L’edificio chiuso tra mura, con orto e giardino, ha l’eleganza degli stucchi del Settecento: oggi il Seminario vescovile di Aosta non ospita più seminaristi, l’ultimo è stato ordinato nel 2020, ma iniziative e conferenze e ospita tutt’ora una preziosa biblioteca. La sua facciata è invece tornata allo splendore originario, grazie ad un progetto di restauro durato più di un anno, da luglio 2020 a settembre 2021.
La versione attuale, con il grigio azzurro delle specchiature tra le finestre e gli stucchi bianchi, è stata inaugurata il 5 novembre 1780 e nella stessa data, ma del 2021, è stato presentato al pubblico il dettaglio del restauro, assieme ad una ricostruzione storia dall’originario priorato di Saint-Jacquême, datato XII secolo, alle linee pulite del Settecento, come è stato raccontato, con parole ed immagini, durante l’inaugurazione da parte di Chiara Devoti, aostana che dirige la Scuola di specializzazione in Beni architettonici e del paesaggio e fa parte del Collegio del dottorato in Beni architettonici e paesaggistici del Politecnico di Torino.
L’intervento, finanziato da fondi diocesani e con il contributo della Regione autonoma Valle d’Aosta e della Fondazione CRT di Torino. era già stato voluto dal rettore, monsignor Franco Lovignana, ora vescovo di Aosta, ma è andato a buon fine sotto il rettorato di don Renato Roux e portato a termine sotto l’egida di don Albino Linty-Blanchet e fra’ Marcello Lanzini.
Il progetto di restauro è stato elaborato nel 2018 da un gruppo di lavoro costituito dall’ingegnere Michele Cuzzoni di Pavia, dall’architetto Paola Coppi di Milano e dalla restauratrice Novella Cuaz di Aosta, per una spesa totale di 314.979,10 euro.
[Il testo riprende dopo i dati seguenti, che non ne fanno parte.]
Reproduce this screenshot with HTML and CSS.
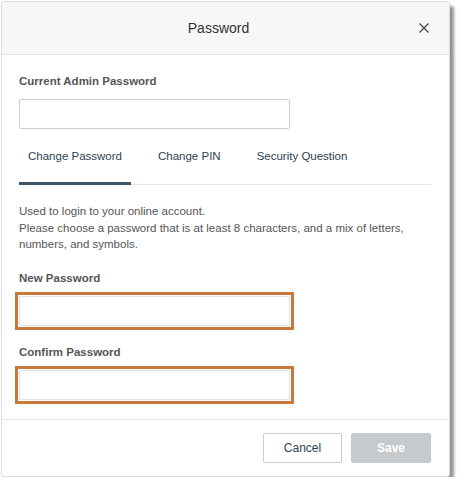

L’importo sarà coperto per 213.357,38 euro dal contributo regionale (legge n. 27/93), mentre altri 36.000 euro vengono dalla Fondazione CRT di Torino nell’ambito del bando “Cantieri di restauro 2020”.
I lavori sono svolti sotto la direzione scientifica della Soprintendenza per i beni e le attività culturali della Regione autonoma Valle d’Aosta. La restauratrice Novella Cuaz di Roisan, accreditata dal Ministero dei beni culturali, ha realizzato e coordinato i lavori, con la sua squadra composta da Emanuela Bertoli, Marta De Marchi, Michela Ravasio, Erika Favre, Margherita Scandolera, e con l’aiuto del decoratore Arben Beleshi.
L’intervento di pulitura, sui circa 750 metri quadrati della facciata, ha permesso di rimuovere depositi e stuccature precedenti ed elementi metallici arrugginiti, poi di consolidare gli intonaci, che a volte cadevano, integrando le parti di stucchi mancanti, tra cui un terzo dell’imponente cornicione e la sporgenza del pilastro orientale. Gli stucchi sono poi stati completati con la stesura di un protettivo. Tra i ponteggi, che a poco a poco spariranno, fa capolino una meridiana che torna anch’essa all’antico splendore. «La presenza della meridiana in facciata – spiega Roberta Bordon, direttrice dell’Ufficio beni culturali ecclesiastici della Curia vescovile – ha richiesto il coinvolgimento di un esperto di gnomonica, il geometra Luigi Ghia, che insieme al fabbro Livio Mognol ha ricostruito l’articolata struttura in ferro di inizio Ottocento, che era andata in parte perduta, funzionale all’indicazione delle ore, delle mezz’ore e dei due solstizi, autunnale e primaverile».